I went to the Symposium because I had drunk from the firehose before and wanted more, and I am happy to say I was not disappointed. The exhaustion and the fun of experiencing the two-day symposium came as no surprise. Trying to keep pace with all the information and absorb all the wisdom and research-based findings of a group of brilliant, inspiring researchers and educators will inevitably wear you out. At the same time, as lifelong learners, we all take pleasure in embracing a challenge, thinking deeply about new ideas, and imagining what these ideas could look like at our own schools.
The messiness of experiencing the two-day symposium also came as no surprise: you can’t absorb that much information that quickly without running into confusion, conflict, and contradiction. That, though, is precisely what’s so great about the firehose: the things that make it messy are the things that force you to dig deeper, and when you do, you begin to see the patterns within the chaos that resonate for you and show you a way forward.
Consider, for example, Dr. Annie McKee’s opening keynote address. In it, she proposed that we should focus on our strengths to grow as leaders. Dr. JoAnn Deak, in her own keynote the following morning, disagreed. She argued that strengths are important but that when we encounter something that’s hard, that’s our brain telling us we have an opportunity for growth and that focusing on our strengths might steer us away from these opportunities. For me, the conflicting opinions led initially to confusion: how can we help our students learn to focus on their strengths, while also embracing opportunities for growth? Through this conflict, I noticed a pattern: much of what they were talking about is related to the research on strengths in the field of positive psychology. I was excited to make this connection because some of my colleagues and I at the Hill School have been working to bring a greater focus on strengths to our work with students, and the insights Dr. McKee and Dr. Deak provided helped me see new ways to think about this work.
Author: Jason Coady
I found similar inspiration in a contradiction between my own experience and research shared by Kelsey Schroeder. In her breakout session, she discussed the importance of having powerful female role models for girls who are developing as leaders. This lines up with my own experience, but also runs counter to it. At Hill, we primarily have female role models for our freshman girls and male role models for our freshman boys, and the result is that the students only identify members of their own sex as leaders at the school. How can we reconcile the need to have positive same-sex role models with the need for students to see that leadership isn’t about one’s gender but about what a person does when put in a position to lead? Thinking through this contradiction, I realized that our students need both. They need role models of the same gender, and they also need to be encouraged to look beyond leadership titles. Just because someone is not a freshman student’s assigned mentor doesn’t mean that they cannot serve as leadership role models. Examining our culture at Hill to see how we can begin to liberate students from the idea that leaders must have titles will be an important step for us.

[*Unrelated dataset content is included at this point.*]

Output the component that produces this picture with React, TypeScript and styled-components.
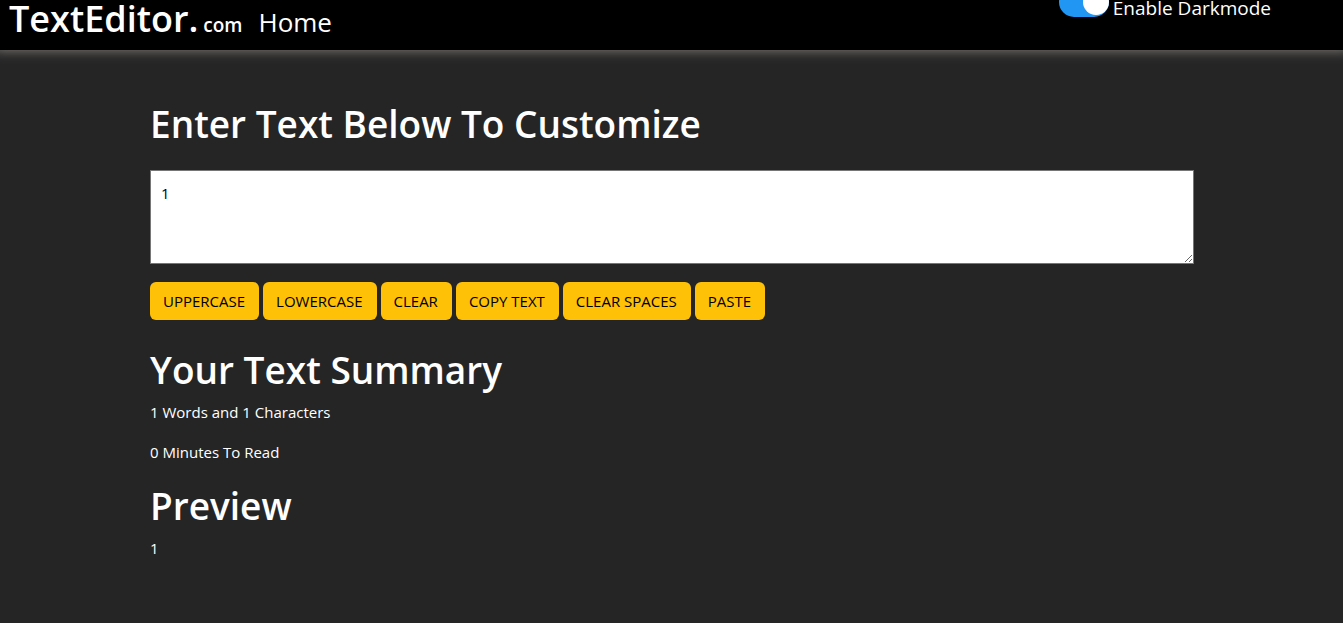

In reflecting on my experience, something occurred to me: “drinking from a firehose” isn’t just a metaphor for how we’ve learned about the pedagogy of leadership at gcLi events, it’s a metaphor for leadership itself. That is to say, leadership means being exhausted while having fun trying to take in and process the needs of the individuals, the group, and the leader himself. Leadership is looking for patterns within the chaos, and it is identifying the things that resonate with the group. It is gathering seemingly contradictory information, considering it, making a decision, and then proceeding in a way that seems best for those involved. Good leaders are those who have learned how to drink from a firehose.
I left the symposium with pages and pages of notes, recommendations for a half-dozen articles and books to read, and big ideas about defining our own leadership culture and building it, as Dr. Fish described, layer by layer. Beyond all those big ideas, beyond all those resources and concepts, though, there is this: for too many years we have been doling out leadership experiences for our students in small, controlled chunks. We ask them to lead but we are always careful to never let them get too overwhelmed. This approach is fine, and we’ve graduated plenty of successful leaders, but after the symposium, I’m ready to try something new. Instead of controlling the flow, I think it’s time to open things up and let our students have their own experience at the firehose. Some will struggle and some will thrive, but all will learn and grow from the experience. We have learned the value of collaboration and feedback as core elements of successful leadership, but we have also learned that real growth happens when we look at a challenge that feels too big, too overwhelming, and do our best to make sense of the confusion, conflict, and contradiction. I have come to love drinking from the firehose, and I think it is time to share that love with my students.
Jason Coady is in his nineteenth year of teaching, the last fourteen of which have been at The Hill School in Pottstown, PA. As with any independent school teacher, he wears many hats, including mathematics instructor, dormitory head, Director of Community Service, and Student Leadership Programs Coordinator. He has been working to create a leadership development program at Hill and will share some of his efforts at the NAIS Annual Conference in March 2018.